È per ora l’ultima tappa (ma non quella conclusiva) della lunga, estenuante vicenda giudiziaria sui reperti reperti legati alla tragedia di Yara Gambirasio. Il nuovo capitolo è stato scritto con la decisione dei giudici della quinta sezione penale della Cassazione che hanno dichiarato inammissibile il ricorso "straordinario" dei difensori di Massimo Bossetti. Quello dei reperti sarà per la difesa una presa visione e non un’analisi, un esame invasivo come richiesto dai legali dell’uomo che sconta una condanna definitiva al carcere a vita per l’omicidio della tredicenne di Brembate di Sopra. Per il rigetto del ricorso si era pronunciata anche la Procura generale presso la Cassazione nell’udienza di giovedì. Si allunga una interminabile saga giudiziaria che si trascina ormai da quasi cinque anni, con continui rimpalli fra Bergamo e Roma, ripulse ma anche accettazioni delle richieste della difesa.
Al centro i reperti del "caso" Yara: 54 provette con il Dna di "Ignoto 1" rimasto su slip e legging della vittima e in seguito attribuito a Bossetti dall’esame genetico, la felpa, il giubbotto, i leggings, gli slip, la biancheria, le scarpe che la piccola Gambirasio indossava quando scomparve, la sera del 26 novembre del 2010, per essere poi ritrovata, senza vita, tre mesi dopo, il 26 febbraio 2011, tra le sterpaglie di un campo a Chignolo d’Isola. La Suprema Corte doveva decidere se la difesa avesse il diritto di analizzare (come ripetutamente richiesto) i reperti o se invece l’esame doveva rimanere circoscritto entro i limiti fissati finora: una presa visione da parte dei legali di Bossetti e dei loro consulenti e non altro. Gli "ermellini" romani si sono pronunciati per questa seconda. Sarà adesso la Corte d’Assise di Bergamo a fissare l’udienza per l’"ostensione" dei reperti. Si profila fin da ora un’altra battaglia che arricchirà una sorta di guerra punica. Durissimo il commento dell’avvocato Claudio Salvagni, che assiste l’ergastolano Bossetti insieme con il collega Paolo Camporini: "Una decisione folle. Una violenza fatta al diritto. Si è consentito che il giudice facesse diventare bianco ciò che era nero. Quei reperti sono sempre stati intoccabili. Il perché è ormai evidente".
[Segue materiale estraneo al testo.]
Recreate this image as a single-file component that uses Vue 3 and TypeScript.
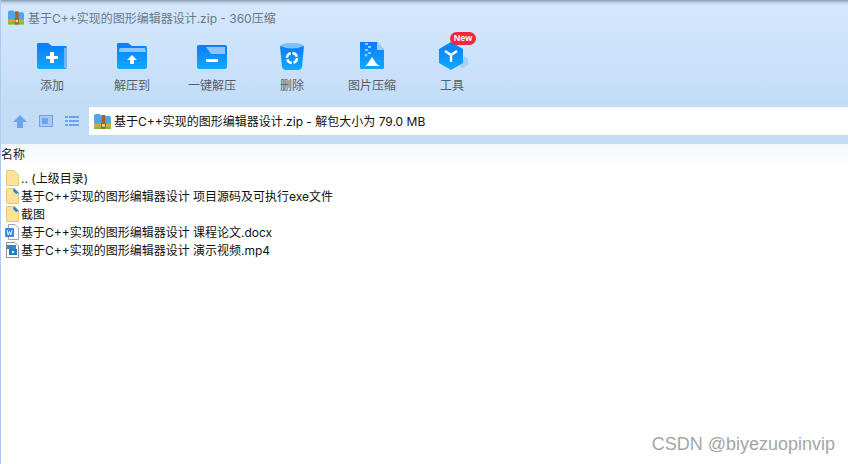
<script setup lang="ts">
// 360压缩 main window
interface Tool { label: string; icon: string }
interface Row { name: string; icon: string }

const tools: Tool[] = [
  { label: '添加', icon: 'add' },
  { label: '解压到', icon: 'extract' },
  { label: '一键解压', icon: 'one' },
  { label: '删除', icon: 'del' },
  { label: '图片压缩', icon: 'img' },
  { label: '工具', icon: 'tool' }
]

const rows: Row[] = [
  { name: '.. (上级目录)', icon: 'up' },
  { name: '基于C++实现的图形编辑器设计 项目源码及可执行exe文件', icon: 'folder' },
  { name: '截图', icon: 'folder' },
  { name: '基于C++实现的图形编辑器设计 课程论文.docx', icon: 'doc' },
  { name: '基于C++实现的图形编辑器设计 演示视频.mp4', icon: 'video' }
]
</script>

<template>
  <div class="window">
    <div class="head">
      <div class="title">
        <svg width="16" height="15" viewBox="0 0 18 16">
          <path d="M0 2 Q0 0 2 0 H6 L8 2 H16 Q18 2 18 4 V11 H0Z" fill="#4ea6ec" />
          <rect y="10" width="18" height="3" fill="#f39a1f" />
          <rect y="13" width="18" height="3" fill="#7ebc3c" />
          <rect x="8" y="1" width="4" height="15" fill="#a8652a" />
          <rect x="8" y="10" width="4" height="4" fill="#f6d488" stroke="#7b4a1c" stroke-width=".7" />
        </svg>
        <span>基于C++实现的图形编辑器设计.zip - 360压缩</span>
      </div>

      <div class="tools">
        <div v-for="t in tools" :key="t.label" class="tool">
          <div class="tool-icon">
            <svg width="36" height="30" viewBox="0 0 36 30">
              <defs>
                <linearGradient id="blue" x1="0" y1="0" x2="0" y2="1">
                  <stop offset="0" stop-color="#0a7cff" />
                  <stop offset="1" stop-color="#0fa9fb" />
                </linearGradient>
              </defs>
              <template v-if="t.icon === 'add'">
                <path d="M3 2 Q3 1 4 1 H14 L18 4 H31 Q33 4 33 6 V25 Q33 27 31 27 H5 Q3 27 3 25Z" fill="url(#blue)" />
                <rect x="30" y="6" width="3" height="20" fill="#6fb6ff" />
                <path d="M16 10 h4 v4 h4 v3 h-4 v4 h-4 v-4 h-4 v-3 h4z" fill="#fff" />
              </template>
              <template v-else-if="t.icon === 'extract'">
                <path d="M3 2 Q3 1 4 1 H14 L18 4 H31 Q33 4 33 6 V25 Q33 27 31 27 H5 Q3 27 3 25Z" fill="url(#blue)" />
                <path d="M5 8 Q5 6 7 6 H31 L32 10 H5Z" fill="#8cc6ff" />
                <path d="M18 13 l5 5 h-3 v4 h-4 v-4 h-3z" fill="#fff" />
              </template>
              <template v-else-if="t.icon === 'one'">
                <path d="M3 5 Q3 3 5 3 H31 Q33 3 33 5 V25 Q33 27 31 27 H5 Q3 27 3 25Z" fill="url(#blue)" />
                <path d="M12 5 H31 V12 H17Z" fill="#8cc6ff" />
                <rect x="12" y="17" width="12" height="3" rx="1" fill="#fff" />
              </template>
              <template v-else-if="t.icon === 'del'">
                <ellipse cx="18" cy="4" rx="12" ry="3" fill="#7cc0fb" />
                <path d="M6 4 Q18 9 30 4 L28 25 Q27 28 24 28 H12 Q9 28 8 25Z" fill="url(#blue)" />
                <circle cx="18" cy="16" r="5" fill="none" stroke="#fff" stroke-width="2.4" stroke-dasharray="6 1.8" />
              </template>
              <template v-else-if="t.icon === 'img'">
                <path d="M6 0 H23 L30 8 V26 Q30 27 29 27 H7 Q6 27 6 26Z" fill="url(#blue)" />
                <path d="M23 0 L30 8 H23Z" fill="#9ccdfb" />
                <rect x="11" y="1" width="3" height="2" fill="#8cc6ff" /><rect x="14" y="4" width="3" height="2" fill="#8cc6ff" />
                <rect x="11" y="7" width="3" height="2" fill="#8cc6ff" /><rect x="14" y="10" width="3" height="2" fill="#8cc6ff" />
                <circle cx="12" cy="13" r="1.5" fill="#8cc6ff" />
                <path d="M11 24 Q13 23 14 21 L18 15 L22 21 Q23 23 26 24Z" fill="#fff" />
              </template>
              <template v-else>
                <path d="M29 14 l5 2 v7 l-5 3 l-4 -2 v-8z" fill="#a5d0f8" />
                <path d="M17 0 L29 7 V21 L17 28 L5 21 V7Z" fill="url(#blue)" />
                <path d="M11 9 L17 13 L23 9 M17 13 V20" fill="none" stroke="#fff" stroke-width="2.4" />
              </template>
            </svg>
            <span v-if="t.icon === 'tool'" class="badge">New</span>
          </div>
          <div class="tool-label">{{ t.label }}</div>
        </div>
      </div>

      <div class="nav">
        <div class="nav-btns">
          <svg width="14" height="13" viewBox="0 0 14 13"><path d="M7 0 L14 7 H10 V13 H4 V7 H0Z" fill="#6ea3e9" /></svg>
          <svg width="14" height="12" viewBox="0 0 14 12">
            <rect x=".5" y=".5" width="13" height="11" fill="#a9c9f2" stroke="#6ea3e9" />
            <rect x="3" y="3" width="6" height="6" fill="#6ea3e9" />
          </svg>
          <svg width="14" height="12" viewBox="0 0 14 12" fill="#6ea3e9">
            <rect y="1" width="3" height="2" /><rect x="4" y="1" width="10" height="2" />
            <rect y="5" width="3" height="2" /><rect x="4" y="5" width="10" height="2" />
            <rect y="9" width="3" height="2" /><rect x="4" y="9" width="10" height="2" />
          </svg>
        </div>
        <div class="address">
          <svg width="17" height="15" viewBox="0 0 18 16">
            <path d="M0 2 Q0 0 2 0 H6 L8 2 H16 Q18 2 18 4 V11 H0Z" fill="#4ea6ec" />
            <rect y="10" width="18" height="3" fill="#f39a1f" />
            <rect y="13" width="18" height="3" fill="#7ebc3c" />
            <rect x="8" y="1" width="4" height="15" fill="#a8652a" />
            <rect x="8" y="10" width="4" height="4" fill="#f6d488" stroke="#7b4a1c" stroke-width=".7" />
          </svg>
          <span>基于C++实现的图形编辑器设计.zip - 解包大小为 79.0 MB</span>
        </div>
      </div>
    </div>

    <div class="list">
      <div class="list-head">名称</div>
      <div class="rows">
        <div v-for="r in rows" :key="r.name" class="row">
          <svg width="14" height="16" viewBox="0 0 14 16">
            <template v-if="r.icon === 'up' || r.icon === 'folder'">
              <path d="M1.5 .5 H9 L13.5 5 V15.5 H1.5Z" fill="#fde29a" stroke="#e4c67e" />
              <path v-if="r.icon === 'folder'" d="M9 0 L14 5 L11 6 L8 3Z" fill="#2f86d8" />
            </template>
            <template v-else-if="r.icon === 'doc'">
              <path d="M3.5 .5 H10 L13.5 4 V15.5 H3.5Z" fill="#fff" stroke="#9aa7b8" />
              <rect x="0" y="4" width="9" height="9" rx="1" fill="#3f86e0" />
              <path d="M2 6 L3.2 11 L4.5 7.5 L5.8 11 L7 6" fill="none" stroke="#fff" stroke-width=".9" />
            </template>
            <template v-else>
              <path d="M1.5 .5 H10 L13.5 4 V15.5 H1.5Z" fill="#fff" stroke="#8b8f96" />
              <rect x="2" y="3" width="9" height="4" fill="#2f86d8" />
              <rect x="4" y="7" width="8" height="6" fill="#1d79cc" />
              <path d="M7 8.5 L10 10 L7 11.5Z" fill="#fff" />
            </template>
          </svg>
          <span>{{ r.name }}</span>
        </div>
      </div>
    </div>

    <div class="mark">CSDN @biyezuopinvip</div>
  </div>
</template>

<style scoped>
.window {
  position: relative;
  width: 848px;
  height: 464px;
  overflow: hidden;
  background: #fff;
  border-left: 1px solid #a9cdf3;
  box-sizing: border-box;
  font-family: Inter, "Noto Sans CJK SC", sans-serif;
  font-size: 12px;
}
.head {
  margin-left: -1px;
  height: 144px;
  display: flex;
  flex-direction: column;
  background: linear-gradient(#8a9bae 0, #c5d9ec 3px, #d3e8fe 6px, #c3dcf6 106px, #c3dcf6 144px);
}
.title {
  height: 34px;
  padding-left: 8px;
  box-sizing: border-box;
  display: flex;
  align-items: center;
  gap: 4px;
  color: #6b7785;
}
.tools {
  height: 72px;
  padding-left: 12px;
  display: flex;
  box-sizing: border-box;
}
.tool {
  width: 80px;
  display: flex;
  flex-direction: column;
  align-items: center;
}
.tool-icon {
  position: relative;
  height: 43px;
  padding-top: 8px;
  box-sizing: border-box;
}
.badge {
  position: absolute;
  left: 16px;
  top: -2px;
  width: 26px;
  height: 13px;
  border-radius: 7px;
  background: #f3263a;
  color: #fff;
  font: bold 9px/13px "Liberation Sans", sans-serif;
  text-align: center;
}
.tool-label {
  color: #555f6b;
  line-height: 18px;
}
.nav {
  display: flex;
  height: 28px;
  margin-top: 1px;
}
.nav-btns {
  width: 89px;
  padding-left: 13px;
  box-sizing: border-box;
  display: flex;
  align-items: center;
  gap: 12px;
}
.address {
  flex: 1;
  background: #fff;
  display: flex;
  align-items: center;
  gap: 3px;
  padding-left: 5px;
  color: #111;
}
.address span {
  margin-top: -1px;
}
.list-head {
  height: 22px;
  padding-left: 1px;
  line-height: 22px;
  margin-left: -1px;
  color: #222;
  background: linear-gradient(#f2f8fe, #fff);
}
.rows {
  padding: 3px 0 0 4px;
}
.row {
  height: 18px;
  display: flex;
  align-items: center;
  gap: 2px;
  color: #111;
  white-space: nowrap;
}
.row span {
  margin-top: -2px;
}
.mark {
  position: absolute;
  right: 13px;
  bottom: 9px;
  color: #a5a5a5;
  font: 18px "Liberation Sans", sans-serif;
}
</style>
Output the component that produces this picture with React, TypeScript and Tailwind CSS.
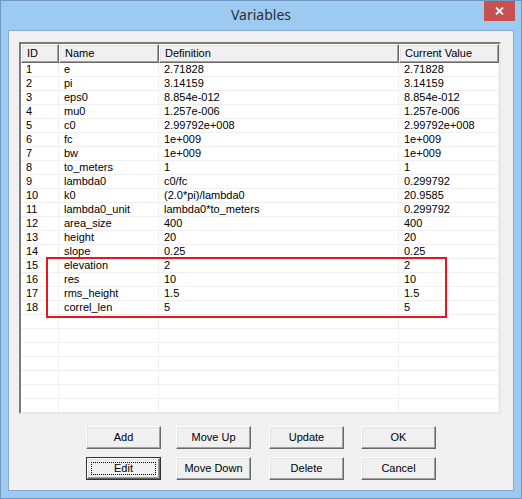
const rows: [number, string, string, string][] = [
  [1, 'e', '2.71828', '2.71828'],
  [2, 'pi', '3.14159', '3.14159'],
  [3, 'eps0', '8.854e-012', '8.854e-012'],
  [4, 'mu0', '1.257e-006', '1.257e-006'],
  [5, 'c0', '2.99792e+008', '2.99792e+008'],
  [6, 'fc', '1e+009', '1e+009'],
  [7, 'bw', '1e+009', '1e+009'],
  [8, 'to_meters', '1', '1'],
  [9, 'lambda0', 'c0/fc', '0.299792'],
  [10, 'k0', '(2.0*pi)/lambda0', '20.9585'],
  [11, 'lambda0_unit', 'lambda0*to_meters', '0.299792'],
  [12, 'area_size', '400', '400'],
  [13, 'height', '20', '20'],
  [14, 'slope', '0.25', '0.25'],
  [15, 'elevation', '2', '2'],
  [16, 'res', '10', '10'],
  [17, 'rms_height', '1.5', '1.5'],
  [18, 'correl_len', '5', '5'],
];

const widths = ['w-[38px]', 'w-[100px]', 'w-[240px]', 'w-[100px]'];
const headers = ['ID', 'Name', 'Definition', 'Current Value'];

const raised =
  'border border-t-white border-l-white border-r-[#696969] border-b-[#696969] shadow-[inset_-1px_-1px_0_#a0a0a0,inset_1px_1px_0_#e3e3e3] bg-[#f0f0f0]';

function Btn({ label, isDefault, className = '' }: { label: string; isDefault?: boolean; className?: string }) {
  if (isDefault) {
    return (
      <div className={`w-[75px] h-[23px] border border-[#333] ${className}`}>
        <div className={`w-full h-full ${raised} flex items-center justify-center p-[3px]`}>
          <div className="w-full h-full border border-dotted border-black flex items-center justify-center">
            {label}
          </div>
        </div>
      </div>
    );
  }
  return (
    <div className={`w-[75px] h-[23px] ${raised} flex items-center justify-center ${className}`}>
      {label}
    </div>
  );
}

export default function App() {
  const filler = Array.from({ length: 7 });
  return (
    <div
      className="w-[522px] h-[499px] bg-[#9dcaf0] border border-[#6f97bf] flex flex-col text-[11px] text-black"
      style={{ fontFamily: '"Liberation Sans", Arial, sans-serif' }}
    >
      {/* title bar */}
      <div className="relative h-[29px] shrink-0 flex items-center justify-center">
        <span
          className="text-[14px] text-[#2e2e2e] pb-[2px]"
          style={{ fontFamily: '"Noto Sans", "Open Sans", sans-serif' }}
        >
          Variables
        </span>
        <div className="absolute right-[6px] top-0 w-[31px] h-[20px] bg-[#c75050] flex items-center justify-center">
          <svg width="9" height="8" viewBox="0 0 9 8">
            <path d="M1 0.5 L8 7.5 M8 0.5 L1 7.5" stroke="white" strokeWidth="1.8" />
          </svg>
        </div>
      </div>

      {/* client area */}
      <div className="mx-[7px] h-[461px] bg-[#f0f0f0] border border-[#86abd2] flex flex-col">
        <div className="ml-[10px] mt-[11px] w-[482px] h-[372px] border-2 border-t-[#7a7a7a] border-l-[#7a7a7a] border-r-[#e8e8e8] border-b-[#e8e8e8] bg-white overflow-hidden relative">
          <div className="flex h-[19px] bg-[#f0f0f0]">
            {headers.map((h, i) => (
              <div key={h} className={`${widths[i]} h-[19px] ${raised} pl-[5px] flex items-center`}>
                {h}
              </div>
            ))}
          </div>
          {rows.map((r) => (
            <div key={r[0]} className="flex h-[14px]">
              {r.map((c, i) => (
                <div
                  key={i}
                  className={`${widths[i]} h-[14px] border-b border-r border-[#f0f0f0] pl-[5px] leading-[13px] whitespace-nowrap`}
                >
                  {c}
                </div>
              ))}
            </div>
          ))}
          {filler.map((_, k) => (
            <div key={k} className="flex h-[14px]">
              {widths.map((w, i) => (
                <div key={i} className={`${w} h-[14px] border-b border-r border-[#f0f0f0]`} />
              ))}
            </div>
          ))}
          <div className="absolute left-[25px] top-[213px] w-[401px] h-[61px] border-2 border-[#e5161f]" />
        </div>

        <div className="flex flex-col mt-[12px] ml-[77px] gap-[8px]">
          <div className="flex">
            <Btn label="Add" />
            <Btn label="Move Up" className="ml-[15px]" />
            <Btn label="Update" className="ml-[18px]" />
            <Btn label="OK" className="ml-[17px]" />
          </div>
          <div className="flex">
            <Btn label="Edit" isDefault />
            <Btn label="Move Down" className="ml-[15px]" />
            <Btn label="Delete" className="ml-[18px]" />
            <Btn label="Cancel" className="ml-[17px]" />
          </div>
        </div>
      </div>
    </div>
  );
}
Si prosegue. "Andremo – aggiunge Salvagni – a vedere questi reperti. Sarà interessante constatare il loro stato di conservazione, anche se per noi vedere non è sufficiente. Ma già sappiamo cosa ci troveremo sotto gli occhi: la distruzione dei campioni biologici, importantissimi, determinanti. Il trasferimento dall’ospedale San Raffaele di Milano, dove erano conservati a una temperatura di -80 sotto zero, all’Ufficio corpi di reato del tribunale di Bergamo, dove sono rimasti a temperatura ambiente, può avere comportato solo l’inevitabile distruzione dei campioni di Dna. Vorrei ricordare che sulla vicenda dei reperti c’è un procedimento aperto a Venezia e che lo stesso gip Alberto Scaramuzza ha parlato di una loro ‘alterazione’ ". Pacate le dichiarazioni dell’avvocato Enrico Pelillo, da sempre vicino ai Gambirasio, parte civile per i genitori e i fratelli di Yara nei processi con l’avvocato Marco Pezzotta: "Mi riservo di leggere la motivazione della sentenza. Quella della Cassazione mi sembra una decisione improntata sia al diritto sia al buon senso. L’autorizzazione rilasciata a Bergamo dal presidente Petillo per l’esame dei reperti era molto sintetica ma anche molto chiara: veniva autorizzata la loro visione e non l’attività che avrebbe invece voluto svolgere la difesa di Bossetti".